Had to mark it down just a little bit because despite being an incredible game through and through, and overall a "good" port of the DOS original... I can't escape just how "great" a port the original Eye of the Beholder on the Amiga was in comparison. Every new level brought a new palette of 32 colors to not only better match the DOS 256 original; but in my opinion SURPASS it. Graphics that did better than VGA combined with excellent stereo sound... Eye of the Beholder was the best you could hope for in terms of a port from DOS to Amiga. Eye of the Beholder II, in comparison, chooses 32 colors and sticks with them throughout all gameplay scenes. The only exceptions are the brief cut scenes which will change the pallet. While there's no escaping the fact that the game still looks great on the Amiga; there is also no escaping, as evident from their own work on the previous game, that Eye of the Beholder II "could" have been better, but was not.

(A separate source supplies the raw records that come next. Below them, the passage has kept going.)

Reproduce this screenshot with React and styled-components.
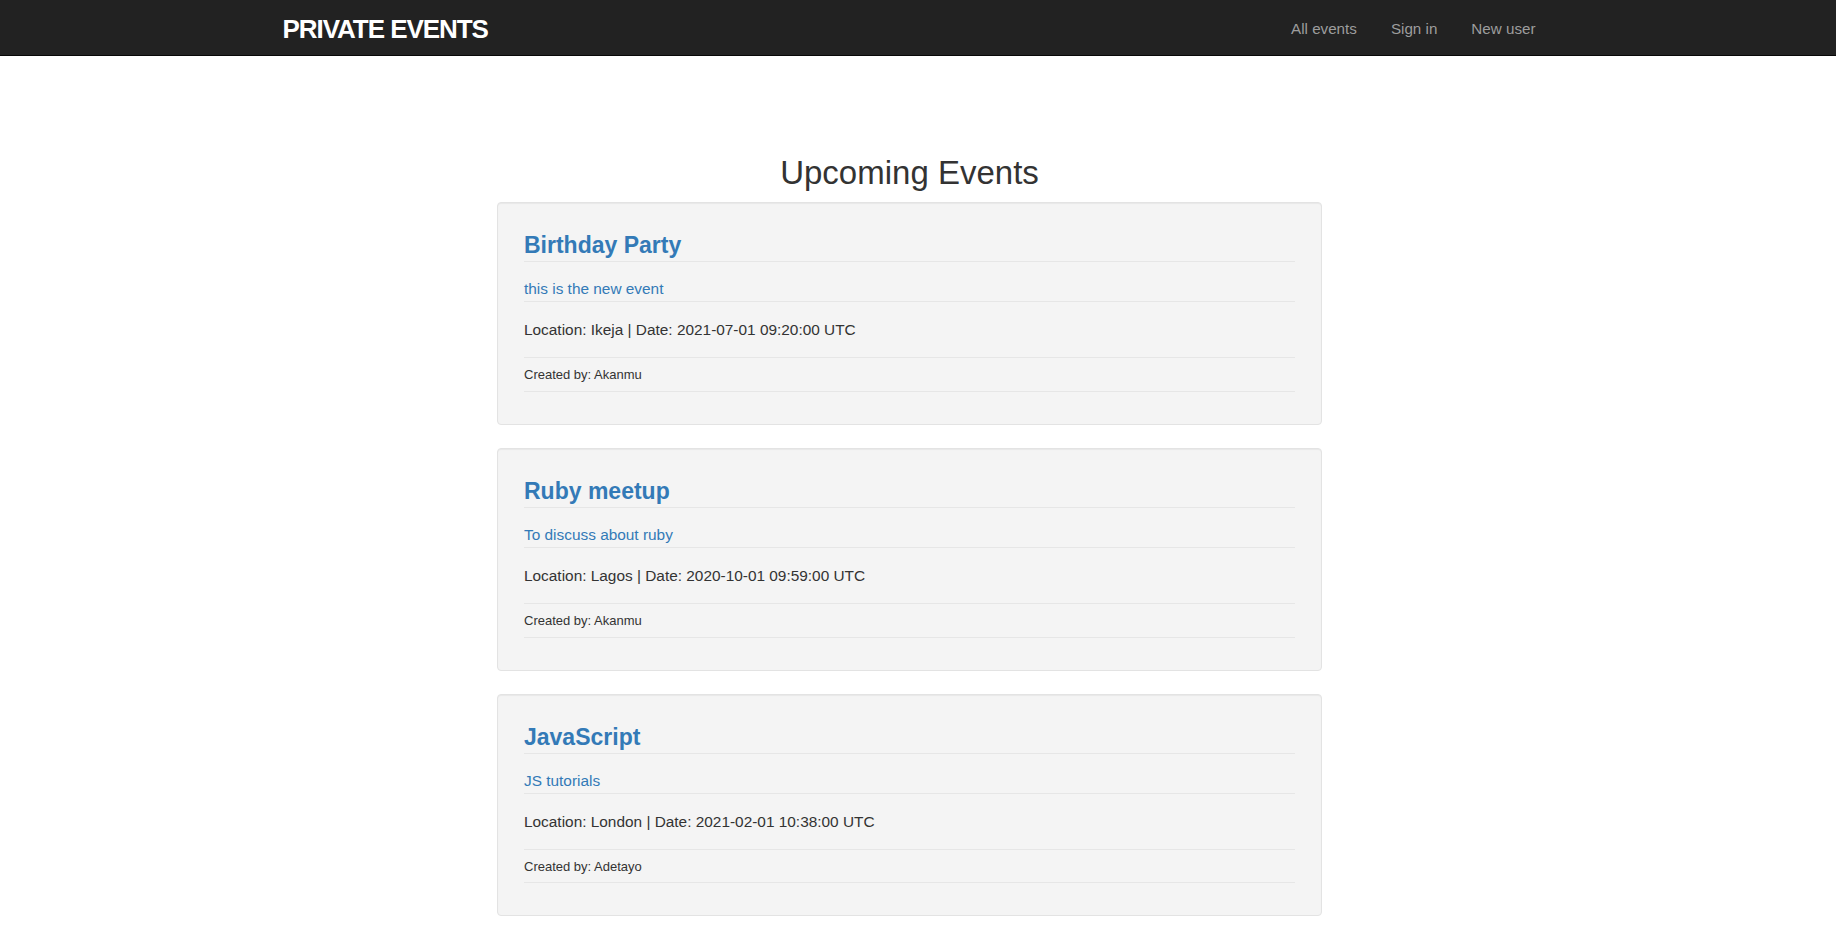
import React from "react";
import styled, { createGlobalStyle } from "styled-components";

const events = [
  {
    id: 1,
    name: "Birthday Party",
    description: "this is the new event",
    location: "Ikeja",
    date: "2021-07-01 09:20:00 UTC",
    creator: "Akanmu",
  },
  {
    id: 2,
    name: "Ruby meetup",
    description: "To discuss about ruby",
    location: "Lagos",
    date: "2020-10-01 09:59:00 UTC",
    creator: "Akanmu",
  },
  {
    id: 3,
    name: "JavaScript",
    description: "JS tutorials",
    location: "London",
    date: "2021-02-01 10:38:00 UTC",
    creator: "Adetayo",
  },
];

export default function App() {
  return (
    <>
      <GlobalStyle />
      <Navbar>
        <NavInner>
          <Brand href="#">PRIVATE EVENTS</Brand>
          <NavLinks>
            <NavLink href="#">All events</NavLink>
            <NavLink href="#">Sign in</NavLink>
            <NavLink href="#">New user</NavLink>
          </NavLinks>
        </NavInner>
      </Navbar>
      <Main>
        <PageTitle>Upcoming Events</PageTitle>
        {events.map((event) => (
          <EventCard key={event.id}>
            <EventName href="#">{event.name}</EventName>
            <Description>{event.description}</Description>
            <Details>
              Location: {event.location} | Date: {event.date}
            </Details>
            <Creator>Created by: {event.creator}</Creator>
          </EventCard>
        ))}
      </Main>
    </>
  );
}

// the original page is laid out beside a 17px scrollbar gutter
const GUTTER = 17;

const GlobalStyle = createGlobalStyle`
  html, body {
    margin: 0;
    padding: 0;
    background: #fff;
  }
  body {
    font-family: "Liberation Sans", Arial, Helvetica, sans-serif;
    font-size: 15.4px;
    line-height: 1.42857;
    color: #333;
  }
  * {
    box-sizing: border-box;
  }
`;

const Navbar = styled.nav`
  height: 56px;
  padding-right: ${GUTTER}px;
  background-color: #222;
  border-bottom: 1px solid #080808;
`;

const NavInner = styled.div`
  width: 1290px;
  height: 100%;
  margin: 0 auto;
  padding: 0 2px 0 18px;
  display: flex;
  align-items: center;
  justify-content: space-between;
`;

const Brand = styled.a`
  font-size: 26px;
  font-weight: 700;
  letter-spacing: -1.05px;
  color: #fff;
  text-decoration: none;
  line-height: 1;
  margin-top: 3px;
`;

const NavLinks = styled.div`
  display: flex;
  align-items: center;
  margin-top: 2px;
`;

const NavLink = styled.a`
  font-size: 15.2px;
  color: #9d9d9d;
  text-decoration: none;
  padding: 0 17px;
  line-height: 20px;
`;

const Main = styled.main`
  display: flex;
  flex-direction: column;
  align-items: center;
  padding: 99px ${GUTTER}px 30px 0;
`;

const PageTitle = styled.h1`
  margin: 0 0 11px;
  font-size: 33px;
  font-weight: 500;
  line-height: 36px;
  color: #333;
`;

const EventCard = styled.section`
  width: 825px;
  padding: 30px 26px 32px;
  margin-bottom: 23px;
  background-color: #f4f4f4;
  border: 1px solid #e3e3e3;
  border-radius: 4px;
  box-shadow: inset 0 1px 1px rgba(0, 0, 0, 0.05);
`;

const EventName = styled.a`
  display: block;
  font-size: 23px;
  font-weight: 700;
  line-height: 25.3px;
  color: #337ab7;
  text-decoration: none;
  padding-bottom: 3px;
  border-bottom: 1px solid #e6e6e6;
`;

const Description = styled.div`
  margin-top: 16px;
  padding-bottom: 1px;
  color: #337ab7;
  line-height: 22px;
  border-bottom: 1px solid #e6e6e6;
`;

const Details = styled.p`
  margin: 17px 0 0;
  padding-bottom: 16px;
  line-height: 22px;
  border-bottom: 1px solid #e6e6e6;
`;

const Creator = styled.p`
  margin: 8px 0 0;
  padding-bottom: 6px;
  font-size: 13px;
  line-height: 18.5px;
  border-bottom: 1px solid #e6e6e6;
`;
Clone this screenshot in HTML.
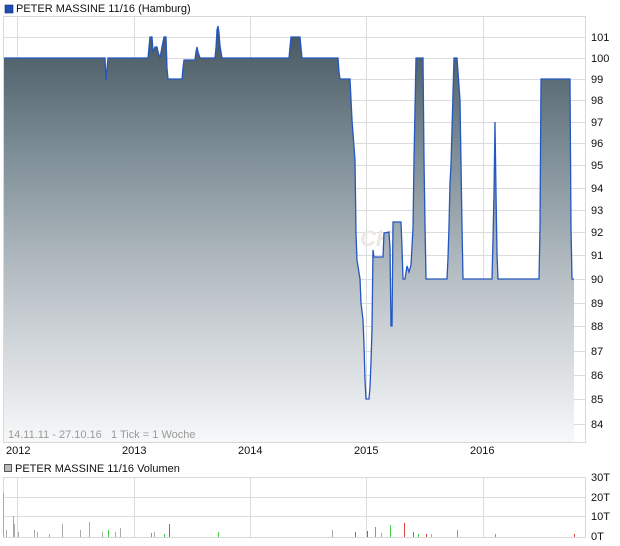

There is an "AGA" fix/port made by some fans which restore the original DOS graphics and even add a map feature... Meh... I'd still rather play this unique looking game on the Amiga the way it was made, not play it on the Amiga as it was played in DOS...
  • 0
User avatar
intric8

by intric8 Sun Jan 22, 2017 1:29 pm

Man I love the graphics. I've seen some vids of the DOS version and the differences are so subtle - it doesn't change the game play either way. And from what I can tell the sounds on Amiga, in stereo, are far better IMO. I've finally made it out of the catacombs and into the Silver Tower, where weird mantis creatures and killer bees (whole lotta insects!) are now kicking my ass. Loving it.
  • 1
User avatar
Leffmann

by Leffmann Sat Aug 12, 2017 2:53 pm

I can't believe I haven't played this game once to this day. Really amazing graphics!